Eve, through the pride in her vocals and majesty of its accompanying orchestra, has certainly been used for a just cause. Armed with a six-track recorder, Kidjo travelled to her native Benin and captured the gift of song in these women’s choir groups and reflected their survival spirit.
“Kenya was the starting point of the whole album, actually. And at that point I was not even thinking about recording the women for the album. I was there on a mission as the UN Goodwill Ambassador to deal with the problem of acute malnutrition. After being on an emotional rollercoaster from this village, I came to the second village where the women here had started singing and, oh my God, I just followed the voice. My husband had seen me transforming from that emotional wreck that I was and just seeing the power of music lifting me up. How we got there was through the women of Kenya who gave me their courage.”

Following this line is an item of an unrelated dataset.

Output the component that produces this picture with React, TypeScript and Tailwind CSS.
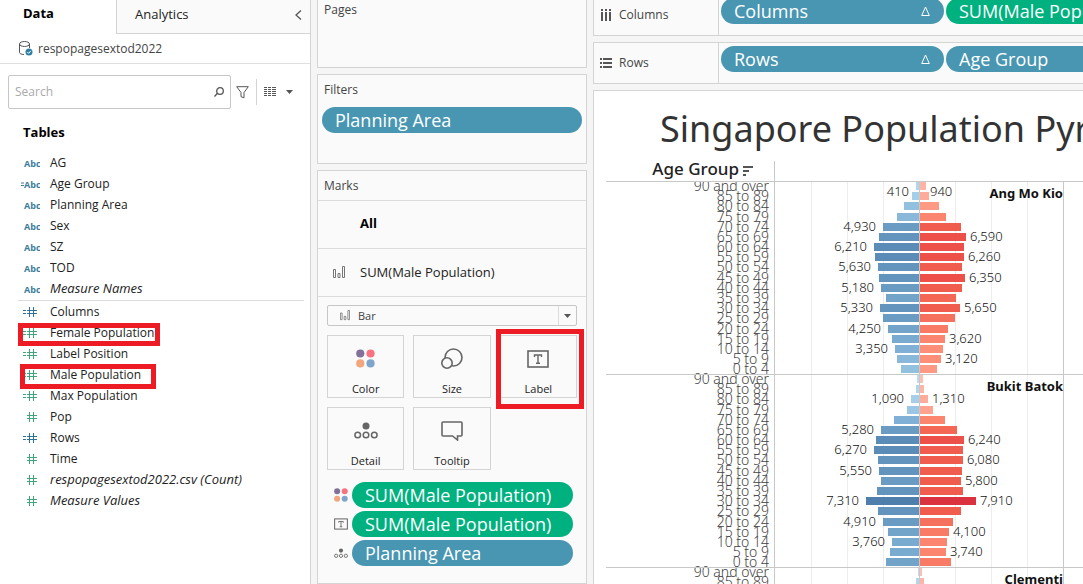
import type { ReactNode } from "react";
import clsx from "clsx";

/* ===== Data ===== */
type Field = { name: string; kind: "abc" | "num"; calc?: boolean; tone?: "blue" | "green"; italic?: boolean; mark?: string };

const dimensions: Field[] = [
  { name: "AG", kind: "abc" },
  { name: "Age Group", kind: "abc", calc: true },
  { name: "Planning Area", kind: "abc" },
  { name: "Sex", kind: "abc" },
  { name: "SZ", kind: "abc" },
  { name: "TOD", kind: "abc" },
  { name: "Measure Names", kind: "abc", italic: true },
];

const measures: Field[] = [
  { name: "Columns", kind: "num", calc: true, tone: "blue" },
  { name: "Female Population", kind: "num", calc: true, mark: "left-0 top-px w-[142px] h-[23px]" },
  { name: "Label Position", kind: "num", calc: true },
  { name: "Male Population", kind: "num", calc: true, mark: "left-0.5 top-0 w-[136px] h-[25px]" },
  { name: "Max Population", kind: "num", calc: true },
  { name: "Pop", kind: "num" },
  { name: "Rows", kind: "num", calc: true, tone: "blue" },
  { name: "Time", kind: "num" },
  { name: "respopagesextod2022.csv (Count)", kind: "num", italic: true },
  { name: "Measure Values", kind: "num", italic: true },
];

const ages = [
  "90 and over", "85 to 89", "80 to 84", "75 to 79", "70 to 74", "65 to 69", "60 to 64", "55 to 59", "50 to 54", "45 to 49",
  "40 to 44", "35 to 39", "30 to 34", "25 to 29", "20 to 24", "15 to 19", "10 to 14", "5 to 9", "0 to 4",
];

type Area = { name: string; male: number[]; female: number[]; maleLabels: Record<number, string>; femaleLabels: Record<number, string> };

// bar lengths are in pixels, one per age band
const areas: Area[] = [
  {
    name: "Ang Mo Kio",
    male: [4, 8, 16, 23, 37, 41, 46, 45, 42, 41, 39, 34, 40, 37, 32, 28, 25, 23, 19],
    female: [6, 9, 19, 26, 41, 46, 44, 44, 42, 45, 42, 36, 40, 35, 28, 25, 23, 21, 17],
    maleLabels: { 0: "410", 4: "4,930", 6: "6,210", 8: "5,630", 10: "5,180", 12: "5,330", 14: "4,250", 16: "3,350" },
    femaleLabels: { 0: "940", 5: "6,590", 7: "6,260", 9: "6,350", 12: "5,650", 15: "3,620", 17: "3,120" },
  },
  {
    name: "Bukit Batok",
    male: [3, 4, 9, 13, 26, 39, 44, 46, 42, 41, 39, 43, 54, 42, 37, 32, 28, 30, 34],
    female: [3, 4, 8, 13, 25, 37, 44, 43, 43, 42, 41, 43, 56, 41, 33, 29, 27, 26, 31],
    maleLabels: { 2: "1,090", 5: "5,280", 7: "6,270", 9: "5,550", 12: "7,310", 14: "4,910", 16: "3,760" },
    femaleLabels: { 2: "1,310", 6: "6,240", 8: "6,080", 10: "5,800", 12: "7,910", 15: "4,100", 17: "3,740" },
  },
  { name: "Clementi", male: [2, 4], female: [2, 4], maleLabels: {}, femaleLabels: {} },
];

const blues = ["#b9ddf1", "#afd6ed", "#a5cfe9", "#9bc7e4", "#92c0df", "#89b8da", "#80b0d5", "#79aacf", "#72a3c9", "#6a9bc3", "#6394be", "#5b8cb8", "#5485b2", "#4e7fac", "#4878a6"];
const reds = ["#ffbeb2", "#ffb4a6", "#ffab9b", "#ffa290", "#fe9984", "#fd8f79", "#fb856e", "#f97b66", "#f6715d", "#f36754", "#f05c4d", "#ec5049", "#e74545", "#e13b42", "#da323f"];

const UI = "font-['Open_Sans','Noto_Sans',sans-serif]";
const VIZ = "font-['Noto_Sans','Open_Sans',sans-serif]";

/* ===== Icons ===== */
function FieldIcon({ field }: { field: Field }) {
  if (field.kind === "abc") {
    return (
      <svg className="w-5 h-4 shrink-0" viewBox="0 0 20 16" fill="#3c7d9a">
        {field.calc && <path d="M1 6.500h3v1H1zM1 9h3v1H1z" />}
        <text x="4" y="12" fontSize="9" fontWeight="700" className={UI}>Abc</text>
      </svg>
    );
  }
  return (
    <svg className="w-5 h-4 shrink-0" viewBox="0 0 20 16" fill={field.tone === "blue" ? "#2f7396" : "#3fa37c"}>
      {field.calc && <path d="M3 6h3v1H3zM3 9h3v1H3z" />}
      <path d="M7 6h10v1H7zM7 9h10v1H7zM9 3h1v10H9zM13 3h1v10h-1z" />
    </svg>
  );
}

function DatabaseIcon() {
  return (
    <svg className="w-[14px] h-[15px]" viewBox="0 0 14 15" fill="none" stroke="#555">
      <path d="M.5 3v8.500c0 1 2 2 4.500 2M10.500 3v4M.5 3c0-3.300 10-3.300 10 0S.5 6.300.5 3z" />
      <circle cx="10" cy="11" r="3.500" fill="#2f7fa3" stroke="none" />
      <path d="M8.300 11l1.300 1.300 2.200-2.400" stroke="#fff" />
    </svg>
  );
}

function BarsIcon({ className }: { className: string }) {
  return (
    <svg className={className} viewBox="0 0 12 13" fill="none" stroke="#777">
      <path d="M.5 3.500h2v8h-2zM5 7.500h2v4H5zM9.500.5h2v11h-2z" />
    </svg>
  );
}

function ColorIcon({ className }: { className: string }) {
  return (
    <svg className={className} viewBox="0 0 20 20">
      <circle cx="4.500" cy="4.700" r="4.300" fill="#83709a" />
      <circle cx="15.300" cy="4.700" r="4.300" fill="#f8727f" />
      <circle cx="4.500" cy="15.200" r="4.300" fill="#f3a57b" />
      <circle cx="15.300" cy="15.200" r="4.300" fill="#80a5cc" />
    </svg>
  );
}

function SizeIcon() {
  return (
    <svg className="w-[22px] h-[22px]" viewBox="0 0 22 22" fill="#fafafa" stroke="#666" strokeWidth="1.600">
      <circle cx="12.500" cy="9.500" r="8.500" />
      <circle cx="6" cy="15" r="5.200" />
    </svg>
  );
}

function LabelIcon({ className }: { className: string }) {
  return (
    <svg className={className} viewBox="0 0 22 18" fill="none" stroke="#666">
      <rect x="1" y="1" width="20" height="16" strokeWidth="1.600" />
      <path d="M7.500 7V5h7v2M11 5v8.500M9 13.300h4" strokeWidth="1.400" />
    </svg>
  );
}

function DetailIcon({ className }: { className: string }) {
  return (
    <svg className={className} viewBox="0 0 24 18" fill="none" stroke="#666" strokeWidth="1.500">
      <circle cx="12" cy="4" r="3.500" fill="#666" stroke="none" />
      <circle cx="3.700" cy="13" r="2.800" />
      <circle cx="12" cy="13" r="2.800" />
      <circle cx="20.300" cy="13" r="2.800" />
    </svg>
  );
}

function TooltipIcon() {
  return (
    <svg className="w-[22px] h-[20px]" viewBox="0 0 22 20" fill="none" stroke="#666" strokeWidth="1.600">
      <path d="M2 1h18q1 0 1 1v12q0 1-1 1h-3.500v4l-5-4H2q-1 0-1-1V2q0-1 1-1z" />
    </svg>
  );
}

function ShelfIcon({ rows }: { rows?: boolean }) {
  return (
    <svg className="w-3 h-3 shrink-0" viewBox="0 0 12 12" fill="#555">
      {rows
        ? <path d="M0 1h2v2H0zM3 1h9v2H3zM0 5h2v2H0zM3 5h9v2H3zM0 9h2v2H0zM3 9h9v2H3z" />
        : <path d="M1 0h2v2H1zM1 3h2v9H1zM5 0h2v2H5zM5 3h2v9H5zM9 0h2v2H9zM9 3h2v9H9z" />}
    </svg>
  );
}

/* ===== Building blocks ===== */
function Pill({ children, green, sorted, className }: { children: ReactNode; green?: boolean; sorted?: boolean; className?: string }) {
  return (
    <button
      type="button"
      className={clsx(
        "flex items-center h-[26px] rounded-full pl-[13px] pr-3.5 text-[18px] text-white whitespace-nowrap text-left",
        green ? "bg-[#00b180]" : "bg-[#4996b2]",
        className
      )}
    >
      <span className="flex-1">{children}</span>
      {sorted && (
        <svg className="w-[9px] h-[10px]" viewBox="0 0 9 10" fill="none" stroke="#fff">
          <path d="M4.500 1L8.300 9.500H.7z" />
        </svg>
      )}
    </button>
  );
}

function FieldRow({ field }: { field: Field }) {
  return (
    <li className="relative flex items-center gap-2 h-[21px] pl-0.5">
      <FieldIcon field={field} />
      <span className={clsx("whitespace-nowrap text-[#222] pl-0.5", field.italic ? "text-[13px] italic" : "text-[12px]")}>{field.name}</span>
      {field.mark && <span className={clsx("absolute border-[5px] border-[#ed1c24]", field.mark)} />}
    </li>
  );
}

function MarkButton({ label, icon, marked }: { label: string; icon: ReactNode; marked?: boolean }) {
  return (
    <button type="button" className="relative flex flex-col items-center h-[63px] border border-[#d4d4d4] text-[11px] leading-4 text-[#222]">
      <span className="flex items-center justify-center h-[46px]">{icon}</span>
      {label}
      {marked && <span className="absolute -left-[5px] -right-2 -top-[7px] -bottom-3 border-[5px] border-[#ed1c24]" />}
    </button>
  );
}

function DataPane() {
  return (
    <aside className="w-[311px] shrink-0 bg-white border-r border-[#d4d4d4]">
      <div className="flex h-[34px]">
        <button type="button" className="w-[116px] pl-[23px] pb-1.5 text-left text-[13px] font-bold text-black">Data</button>
        <button type="button" className="flex flex-1 items-center justify-between pl-[18px] pr-2 pb-1 text-[13px] text-[#222] bg-[#fafafa] border-l border-b border-[#d4d4d4]">
          Analytics
          <svg className="w-[7px] h-[10px]" viewBox="0 0 7 10" fill="none" stroke="#555" strokeWidth="1.300">
            <path d="M6 .5L1 5l5 4.500" />
          </svg>
        </button>
      </div>
      <div className="flex items-center gap-[5px] h-[30px] pl-[19px] text-[12px] text-[#444] border-b border-[#e0e0e0]">
        <DatabaseIcon />
        respopagesextod2022
      </div>
      <div className="flex items-center pt-[11px] pl-2">
        <label className="flex items-center w-[223px] h-[34px] pl-1.5 pr-1.5 border border-[#c6c6c6] rounded-[2px]">
          <input type="text" aria-label="Search" placeholder="Search" className="flex-1 min-w-0 text-[12px] outline-none placeholder:text-[#aaa]" />
          <svg className="w-[10px] h-[10px]" viewBox="0 0 10 10" fill="none" stroke="#555" strokeWidth="1.300">
            <circle cx="6" cy="4" r="3.300" />
            <path d="M3.500 6.300L.5 9.500" />
          </svg>
        </label>
        <button type="button" aria-label="Filter" className="ml-[5px]">
          <svg className="w-[13px] h-[13px]" viewBox="0 0 13 13" fill="none" stroke="#555">
            <path d="M.7.700h11.600L8 6.500v5.300L5 10.700V6.500z" />
          </svg>
        </button>
        <span className="w-px h-[26px] ml-[7px] bg-[#d4d4d4]" />
        <button type="button" aria-label="View" className="flex items-center gap-[10px] ml-[7px]">
          <svg className="w-3 h-[10px]" viewBox="0 0 12 10" fill="#555">
            <path d="M0 0h3v1H0zM4 0h3v1H4zM8 0h4v1H8zM0 2h3v1H0zM4 2h3v1H4zM8 2h4v1H8zM0 4h3v1H0zM4 4h3v1H4zM8 4h4v1H8zM0 6h3v1H0zM4 6h3v1H4zM8 6h4v1H8zM0 8h3v1H0zM4 8h3v1H4zM8 8h4v1H8z" />
          </svg>
          <svg className="w-[7px] h-1" viewBox="0 0 7 4" fill="#555"><path d="M0 0h7L3.500 4z" /></svg>
        </button>
      </div>
      <h2 className="pt-3.5 pl-[23px] h-[43px] text-[13px] font-bold text-black">Tables</h2>
      <ul className="ml-[18px] mr-1.5 pb-px border-b border-[#dcdcdc]">
        {dimensions.map((f) => <FieldRow key={f.name} field={f} />)}
      </ul>
      <ul className="ml-[18px] mr-1.5">
        {measures.map((f) => <FieldRow key={f.name} field={f} />)}
      </ul>
    </aside>
  );
}

function Cards() {
  const card = "bg-[#fafafa] border border-[#d4d4d4]";
  return (
    <div className="flex flex-col gap-1.5 w-[270px] shrink-0 ml-1.5">
      <section className={clsx(card, "h-[68px] border-t-0")}>
        <h3 className="pl-1.5 leading-5 text-[12px] text-[#444]">Pages</h3>
      </section>
      <section className={clsx(card, "h-[90px] px-1")}>
        <h3 className="pl-0.5 h-8 leading-[30px] text-[12px] text-[#444]">Filters</h3>
        <Pill className="w-full">Planning Area</Pill>
      </section>
      <section className={clsx(card, "flex-1")}>
        <h3 className="pl-1.5 h-[29px] leading-[30px] text-[12px] text-[#444]">Marks</h3>
        <button type="button" className="flex items-center w-full h-[49px] pl-[42px] pb-0.5 border-y border-[#dcdcdc] text-[13px] font-bold text-black">All</button>
        <button type="button" className="flex items-center w-full h-12 pl-[15px] gap-[15px] border-b border-[#dcdcdc] text-[13px] text-[#222]">
          <BarsIcon className="w-3 h-[13px]" />
          SUM(Male Population)
        </button>
        <div className="flex items-center mt-2 mx-[9px] h-[21px] border border-[#c6c6c6] rounded-[2px]">
          <BarsIcon className="w-[10px] h-[11px] ml-3" />
          <select aria-label="Mark type" className="appearance-none flex-1 pl-2 text-[11px] leading-4 text-[#444] outline-none">
            <option>Bar</option>
          </select>
          <span className="flex items-center justify-center w-[18px] h-full border-l border-[#dcdcdc]">
            <svg className="w-[7px] h-1" viewBox="0 0 7 4" fill="#555"><path d="M0 0h7L3.500 4z" /></svg>
          </span>
        </div>
        <div className="grid grid-cols-3 gap-[9px] mt-[9px] mx-[9px]">
          <MarkButton label="Color" icon={<ColorIcon className="w-[19px] h-[19px]" />} />
          <MarkButton label="Size" icon={<SizeIcon />} />
          <MarkButton label="Label" icon={<LabelIcon className="w-[22px] h-[18px]" />} marked />
          <MarkButton label="Detail" icon={<DetailIcon className="w-6 h-[18px]" />} />
          <MarkButton label="Tooltip" icon={<TooltipIcon />} />
        </div>
        <div className="flex flex-col gap-[3px] mt-3 ml-4 mr-[13px]">
          <div className="flex items-center gap-1">
            <ColorIcon className="w-[14px] h-[14px]" />
            <Pill green className="flex-1">SUM(Male Population)</Pill>
          </div>
          <div className="flex items-center gap-1">
            <LabelIcon className="w-[14px] h-3" />
            <Pill green className="flex-1">SUM(Male Population)</Pill>
          </div>
          <div className="flex items-center gap-1">
            <DetailIcon className="w-[14px] h-[11px]" />
            <Pill className="flex-1">Planning Area</Pill>
          </div>
        </div>
      </section>
    </div>
  );
}

function Shelf({ label, rows, children }: { label: string; rows?: boolean; children: ReactNode }) {
  return (
    <div className="flex h-[42px] shrink-0 bg-[#fafafa] border border-r-0 border-[#d4d4d4]">
      <div className="flex items-center gap-[7px] w-[125px] shrink-0 pl-1.5 text-[12px] text-[#444] border-r border-[#d4d4d4]">
        <ShelfIcon rows={rows} />
        {label}
      </div>
      <div className="flex gap-0.5 pt-[3px] pl-0.5">{children}</div>
    </div>
  );
}

/* ===== Population pyramid ===== */
const PANE = 193;
const MID = 313;

function Pyramid() {
  return (
    <svg className={clsx("w-full h-[600px] block", VIZ)} shapeRendering="crispEdges">
      {[205, 241, 277, 349, 385, 421].map((x) => (
        <rect key={x} x={x} y="0" width="1" height="600" fill="#ededed" />
      ))}
      {areas.map((area, a) => {
        const top = a * PANE;
        const rowY = (i: number) => top + 1 + Math.round(i * 10.18);
        // the first band's label drops a little so that it stays inside the pane
        const labelY = (i: number) => rowY(i) + (i === 0 ? 14 : 8);
        return (
          <g key={area.name}>
            {ages.map((age, i) => (
              <text key={age} x="163" y={rowY(i) + 9} textAnchor="end" fontSize="14" fontWeight="300" fill="#444">{age}</text>
            ))}
            {area.male.map((w, i) => (
              <rect key={i} x={MID - w + 1} y={rowY(i)} width={w} height="8" fill={blues[Math.floor(w / 4)]} />
            ))}
            {area.female.map((w, i) => (
              <rect key={i} x={MID + 1} y={rowY(i)} width={w} height="8" fill={reds[Math.floor(w / 4)]} />
            ))}
            {Object.entries(area.maleLabels).map(([i, t]) => (
              <text key={i} x={MID - area.male[+i] - 6} y={labelY(+i)} textAnchor="end" fontSize="13" fontWeight="300" fill="#111">{t}</text>
            ))}
            {Object.entries(area.femaleLabels).map(([i, t]) => (
              <text key={i} x={MID + area.female[+i] + 5} y={labelY(+i)} fontSize="13" fontWeight="300" fill="#111">{t}</text>
            ))}
            <text x="457" y={top + 17} textAnchor="end" fontSize="13" fontWeight="700" fill="#111">{area.name}</text>
            <rect x="0" y={top} width="100%" height="1" fill="#c8c8c8" />
          </g>
        );
      })}
      <rect x="168" y="0" width="1" height="600" fill="#c8c8c8" />
      <rect x={MID} y="0" width="1" height="600" fill="#c8c8c8" />
      <rect x="457" y="0" width="1" height="600" fill="#c8c8c8" />
    </svg>
  );
}

export default function App() {
  return (
    <div className={clsx("flex h-screen overflow-hidden bg-[#f5f5f5]", UI)}>
      <DataPane />
      <Cards />
      <main className="flex flex-1 flex-col gap-1.5 min-w-0 ml-1.5 -mt-1.5 overflow-hidden">
        <Shelf label="Columns">
          <Pill sorted className="w-[223px]">Columns</Pill>
          <Pill green className="w-[223px]">SUM(Male Population)</Pill>
        </Shelf>
        <Shelf label="Rows" rows>
          <Pill sorted className="w-[223px]">Rows</Pill>
          <Pill className="w-[223px]">Age Group</Pill>
        </Shelf>
        <section className="flex-1 min-h-0 overflow-hidden bg-white border border-r-0 border-b-0 border-[#d4d4d4]">
          <h1 className={clsx("pl-[66px] h-[70px] leading-[76px] text-[36px] whitespace-nowrap text-[#333]", VIZ)}>
            Singapore Population Pyramid
          </h1>
          <div className="ml-3">
            <div className={clsx("flex items-center justify-end gap-1 w-[169px] h-5 pb-1 pr-[21px] border-r border-[#c8c8c8] text-[17px] font-medium text-[#222]", VIZ)}>
              Age Group
              <svg className="w-[10px] h-[10px] mt-1" viewBox="0 0 10 10" fill="#555">
                <path d="M0 0h10v2H0zM0 4h6v2H0zM0 8h3v2H0z" />
              </svg>
            </div>
            <Pyramid />
          </div>
        </section>
      </main>
    </div>
  );
}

Eve is also an homage to her mother, Yvonne, whose voice is featured on the African vintage record, Bana. “For me, my mum taught me how to sing, she put me on stage. She was always there with ten children and only my father’s pay cheque. I don’t know how she did it, I only have one child and she is enough,” Kidjo laughs. “And as a woman, my mum has been lucky to have married my father who never told her, ‘because you are my wife, you cannot do this, do that.’ Whatever she decided to do, my father was always supportive. So, I grew up in that background. For me, I have to give back. There’s no way I can do otherwise.”